GPU Performance of Snapdragon X Elite Series Said to Lag Behind Rivals
GPU performance is an important consideration if users plan to run games or apps that are resource intensive. As per the report, this is one area where the Snapdragon X series chipsets fall behind their Apple, Intel and AMD counterparts.
In the Geekbench 6 GPU (OpenCL) benchmark testing, the publication found the highest score for Snapdragon X Elite chips with Qualcomm Adreno GPU to be 24,004 points in the Samsung Galaxy Book 4 Edge.
On the other hand, the AMD Radeon 780M GPU in the Acer Swift Go 14 AMD scored 29,199 and the Intel Arc GPU in the MSI Prestige 16 Evo scored 34,528. The leader in this category was the Apple M3 Max in the late 2023 MacBook Pro 16 with a score of 91,480.
Snapdragon X Series Could Offer Competitive Battery Life
Battery life is another important metric for chipset performance. This is the test of the overall optimisation of the SoC in the device. The publication found that Snapdragon-powered laptops, on average, offered between 14 to 16 hours of battery backup. However, none could reach the 18-hour mark offered by the M3 MacBook Air.

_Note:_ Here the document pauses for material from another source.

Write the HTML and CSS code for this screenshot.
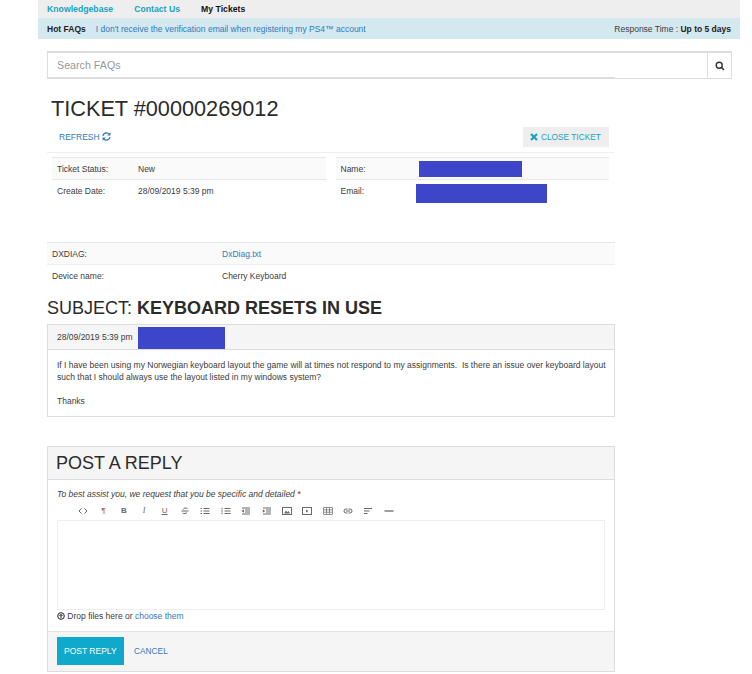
FILE: index.html
```html
<!DOCTYPE html>
<html lang="en">
<head>
  <meta charset="UTF-8">
  <title>Ticket #00000269012</title>
  <link rel="stylesheet" href="styles.css">
</head>
<body>
  <div class="page">
    <nav class="top-nav">
      <a class="nav-link">Knowledgebase</a>
      <a class="nav-link">Contact Us</a>
      <a class="nav-link active">My Tickets</a>
    </nav>
    <div class="faq-bar">
      <div><b>Hot FAQs</b><a class="faq-link">I don't receive the verification email when registering my PS4™ account</a></div>
      <div class="response">Response Time : <b>Up to 5 days</b></div>
    </div>

    <div class="content">
      <div class="search">
        <div class="search-input">Search FAQs</div>
        <div class="search-btn">
          <svg width="10" height="10" viewBox="0 0 10 10"><circle cx="4.2" cy="4.2" r="3" fill="none" stroke="#333" stroke-width="1.4"/><path d="M6.4 6.4L9 9" stroke="#333" stroke-width="1.6"/></svg>
        </div>
      </div>
      <div class="search-line"></div>

      <h1 class="ticket-title">TICKET #00000269012</h1>
      <div class="actions">
        <a class="refresh">REFRESH
          <svg width="9" height="9" viewBox="0 0 10 10"><path d="M1 4.2A4 4 0 0 1 8 2.4M9 5.8A4 4 0 0 1 2 7.6" fill="none" stroke="#337ab7" stroke-width="1.5"/><path d="M9.4 0.4V4H5.8zM0.6 9.6V6H4.2z" fill="#337ab7"/></svg>
        </a>
        <a class="close-btn">
          <svg width="8" height="8" viewBox="0 0 8 8"><path d="M1 1L7 7M7 1L1 7" stroke="#17a2c0" stroke-width="2.2"/></svg>
          CLOSE TICKET
        </a>
      </div>

      <div class="info">
        <div class="info-col">
          <div class="info-row shaded"><span class="key">Ticket Status:</span><span>New</span></div>
          <div class="info-row"><span class="key">Create Date:</span><span>28/09/2019 5:39 pm</span></div>
        </div>
        <div class="info-col">
          <div class="info-row shaded"><span class="key key-name">Name:</span><span class="redact redact-name"></span></div>
          <div class="info-row"><span class="key key-email">Email:</span><span class="redact redact-email"></span></div>
        </div>
      </div>

      <div class="extra">
        <div class="extra-row shaded"><span class="extra-key">DXDIAG:</span><a class="link">DxDiag.txt</a></div>
        <div class="extra-row device"><span class="extra-key">Device name:</span><span>Cherry Keyboard</span></div>
      </div>

      <h2 class="subject">SUBJECT: <b>KEYBOARD RESETS IN USE</b></h2>
      <div class="message">
        <div class="message-head"><span>28/09/2019 5:39 pm</span><span class="redact redact-author"></span></div>
        <div class="message-body">
          <p>If I have been using my Norwegian keyboard layout the game will at times not respond to my assignments.&nbsp; Is there an issue over keyboard layout such that I should always use the layout listed in my windows system?</p>
          <p>Thanks</p>
        </div>
      </div>

      <div class="reply">
        <div class="reply-head">POST A REPLY</div>
        <div class="reply-body">
          <div class="hint">To best assist you, we request that you be specific and detailed <span class="req">*</span></div>
          <div class="toolbar">
            <svg class="tool" viewBox="0 0 10 10"><path d="M3.5 2.5L1 5l2.5 2.5M6.5 2.5L9 5 6.5 7.5" fill="none" stroke="#444" stroke-width="1"/></svg>
            <span class="tool tool-text">¶</span>
            <span class="tool tool-text tool-b">B</span>
            <span class="tool tool-text tool-i">I</span>
            <span class="tool tool-text tool-u">U</span>
            <svg class="tool" viewBox="0 0 10 10"><path d="M7.5 2.5A2.8 2 0 0 0 3 3.5M2.5 7A2.8 2 0 0 0 7 6.5M1.5 5H8.5" fill="none" stroke="#444" stroke-width="1"/></svg>
            <svg class="tool" viewBox="0 0 10 10"><path d="M3.5 2.5H9.5M3.5 5H9.5M3.5 7.5H9.5" stroke="#444" stroke-width="1"/><path d="M.5 2.5H2M.5 5H2M.5 7.5H2" stroke="#444" stroke-width="1.2"/></svg>
            <svg class="tool" viewBox="0 0 10 10"><path d="M3.5 2.5H9.5M3.5 5H9.5M3.5 7.5H9.5" stroke="#444" stroke-width="1"/><path d="M1 1.8V3.4M1 4.2V5.8M1 6.6V8.2" stroke="#444" stroke-width="1"/></svg>
            <svg class="tool" viewBox="0 0 10 10"><path d="M1 2H9M4 4H9M4 6H9M1 8H9" stroke="#444" stroke-width="1"/><path d="M3 3.2V6.8L.6 5z" fill="#444"/></svg>
            <svg class="tool" viewBox="0 0 10 10"><path d="M1 2H9M4 4H9M4 6H9M1 8H9" stroke="#444" stroke-width="1"/><path d="M.8 3.2V6.8L3.2 5z" fill="#444"/></svg>
            <svg class="tool" viewBox="0 0 10 10"><rect x=".5" y="1.5" width="9" height="7" fill="none" stroke="#444"/><path d="M2 7.5L4 4.5 5.5 6.2 6.6 5 8 7.5z" fill="#444"/></svg>
            <svg class="tool" viewBox="0 0 10 10"><rect x=".5" y="1.5" width="9" height="7" fill="none" stroke="#444"/><path d="M4 3.500V6.500L6.400 5z" fill="#444"/></svg>
            <svg class="tool" viewBox="0 0 10 10"><path d="M.5 1.500H9.500V8.500H.5zM.5 3.800H9.500M.5 6.200H9.500M3.500 1.500V8.500M6.500 1.500V8.500" fill="none" stroke="#555" stroke-width=".8"/></svg>
            <svg class="tool" viewBox="0 0 10 10"><path d="M4.500 3H3a2 2 0 0 0 0 4H4.500M5.500 3H7a2 2 0 0 1 0 4H5.500M3 5H7" fill="none" stroke="#444" stroke-width="1"/></svg>
            <svg class="tool" viewBox="0 0 10 10"><path d="M1 2.500H9M1 5H6.500M1 7.500H4.500" stroke="#444" stroke-width="1.200"/></svg>
            <svg class="tool" viewBox="0 0 10 10"><path d="M.5 5H9.500" stroke="#444" stroke-width="1.300"/></svg>
          </div>
          <div class="editor"></div>
          <div class="drop">
            <svg width="8" height="8" viewBox="0 0 8 8"><circle cx="4" cy="4" r="3.300" fill="none" stroke="#222" stroke-width="1"/><path d="M4 6V2.400M2.400 4L4 2.400 5.600 4" fill="none" stroke="#222" stroke-width="1"/></svg>
            Drop files here or <a class="link">choose them</a>
          </div>
        </div>
        <div class="reply-foot">
          <a class="post-btn">POST REPLY</a>
          <a class="cancel">CANCEL</a>
        </div>
      </div>
    </div>
  </div>
</body>
</html>
```
FILE: styles.css
```css
body {
  margin: 0;
  font-family: 'Liberation Sans', Arial, sans-serif;
  font-size: 8.5px;
  color: #3c3c3c;
  background: #fff;
}
p { margin: 0; }
a { text-decoration: none; }
.page {
  width: 702px;
  margin-left: 38px;
}
.top-nav {
  display: flex;
  gap: 21px;
  height: 18px;
  padding-left: 9px;
  align-items: center;
  background: #eee;
  font-size: 8.7px;
  font-weight: bold;
}
.nav-link { color: #17a2c0; }
.nav-link.active { color: #111; }
.faq-bar {
  display: flex;
  justify-content: space-between;
  align-items: center;
  height: 21px;
  padding: 0 9px;
  background: #d4e8ef;
}
.faq-bar b { color: #222; }
.faq-link {
  margin-left: 10px;
  color: #337ab7;
}
.content { margin-left: 9px; }
.search {
  display: flex;
  width: 685px;
  height: 28px;
  margin-top: 12px;
  box-sizing: border-box;
  border: 1px solid #ddd;
  border-top-width: 2px;
}
.search-input {
  flex: 1;
  padding-left: 9px;
  line-height: 25px;
  font-size: 10.7px;
  color: #999;
}
.search-btn {
  display: flex;
  width: 23px;
  align-items: center;
  justify-content: center;
  border-left: 1px solid #ddd;
}
.search-line {
  width: 568px;
  height: 2px;
  margin-top: -2px;
  background: #ddd;
}
.ticket-title {
  margin: 18px 0 0 4px;
  font-size: 21.7px;
  line-height: 24px;
  font-weight: normal;
  color: #2b2b2b;
}
.actions {
  display: flex;
  justify-content: space-between;
  align-items: center;
  height: 21px;
  width: 550px;
  margin-top: 5px;
  padding: 0 5px 5px 12px;
  border-bottom: 1px solid #eee;
}
.refresh { color: #337ab7; }
.refresh svg { vertical-align: -1px; }
.close-btn {
  display: flex;
  align-items: center;
  gap: 3px;
  height: 20px;
  width: 72px;
  padding: 0 7px;
  font-size: 8.3px;
  background: #eee;
  color: #17a2c0;
}
.info {
  display: flex;
  gap: 10px;
  width: 557px;
  height: 85px;
  margin: 4px 0 0 5px;
}
.info-col { flex: 1; }
.info-row {
  display: flex;
  height: 21px;
  padding-left: 5px;
  align-items: center;
  box-sizing: border-box;
}
.info-row.shaded {
  height: 23px;
  background: #fafafa;
  border-top: 1px solid #e8e8e8;
  border-bottom: 1px solid #e8e8e8;
}
.key { width: 81px; }
.key-name { width: 78px; }
.key-email { width: 75px; }
.redact {
  display: block;
  background: #3d45c9;
}
.redact-name { width: 103px; height: 16px; }
.redact-email { width: 131px; height: 19px; margin-top: 6px; }
.redact-author { width: 87px; height: 22px; margin: 2px 0 0 5px; }
.extra { width: 568px; }
.extra-row {
  display: flex;
  height: 23px;
  padding-left: 5px;
  align-items: center;
  box-sizing: border-box;
}
.extra-row.device { height: 21px; }
.extra-row.shaded {
  background: #fafafa;
  border-top: 1px solid #e8e8e8;
  border-bottom: 1px solid #eee;
}
.extra-key { width: 170px; }
.link { color: #337ab7; }
.subject {
  margin: 11px 0 5px;
  font-size: 18px;
  line-height: 22px;
  font-weight: normal;
  color: #2b2b2b;
}
.message {
  width: 568px;
  box-sizing: border-box;
  border: 1px solid #ddd;
}
.message-head {
  display: flex;
  align-items: center;
  height: 24px;
  padding-left: 9px;
  background: #f5f5f5;
  border-bottom: 1px solid #ddd;
}
.message-body {
  padding: 9px 5px 9px 9px;
  line-height: 12px;
}
.message-body p + p { margin-top: 12px; }
.reply {
  width: 568px;
  margin-top: 29px;
  box-sizing: border-box;
  border: 1px solid #ddd;
}
.reply-head {
  height: 32px;
  padding-left: 8px;
  line-height: 32px;
  font-size: 18px;
  color: #2b2b2b;
  background: #f5f5f5;
  border-bottom: 1px solid #ddd;
}
.reply-body { padding: 9px 9px 9px; }
.hint { font-style: italic; }
.req { color: #c00; }
.toolbar {
  display: flex;
  gap: 10.4px;
  height: 19px;
  margin-top: 2px;
  padding-left: 21px;
  align-items: center;
}
.tool {
  width: 10px;
  height: 10px;
  flex: none;
  opacity: .8;
}
.tool-text {
  line-height: 10px;
  text-align: center;
  font-size: 8px;
  color: #444;
}
.tool-b { font-weight: bold; }
.tool-i { font-style: italic; font-family: 'Liberation Serif', serif; }
.tool-u { text-decoration: underline; }
.editor {
  height: 88px;
  border: 1px solid #eee;
}
.drop { margin-top: 1px; line-height: 11px; }
.drop svg { vertical-align: -1px; }
.reply-foot {
  display: flex;
  align-items: center;
  gap: 10px;
  height: 38px;
  padding: 0 0 1px 8.5px;
  background: #f5f5f5;
  border-top: 1px solid #e4e4e4;
}
.post-btn {
  display: block;
  padding: 0 7.5px;
  line-height: 28px;
  background: #0fa9cb;
  color: #fff;
}
.cancel { color: #337ab7; font-size: 8.3px; }
```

Interestingly, AMD and Intel fared even worse than Snapdragon in this area. The only exception reportedly was the Intel-powered Samsung Galaxy Book 4 Ultra which was able to run for slightly longer than 14 hours on a single battery charge.
Based on these metrics, it can be said that while the Snapdragon X series chipsets are not clear winners in benchmark tests, they still offer higher CPU, GPU performance and battery life than previous Arm-based Windows laptops.
Notably, Snapdragon-powered laptops in the US are comparatively cheaper than the ones by Apple, Intel, and AMD, but we do not know how much these laptops will cost in India.
In a recent conversation with Gadgets 360, Don McGuire, the Chief Marketing Officer at Qualcomm said, “We worked closely with Microsoft for the last three to four years to build the Snapdragon X series chipsets. The new chipsets deliver high performance across CPU, GPU, and NPU. These [Snapdragon chipset-powered] AI PCs will be able to offer better videoconferencing capabilities, overall performance, battery life, and AI performance.”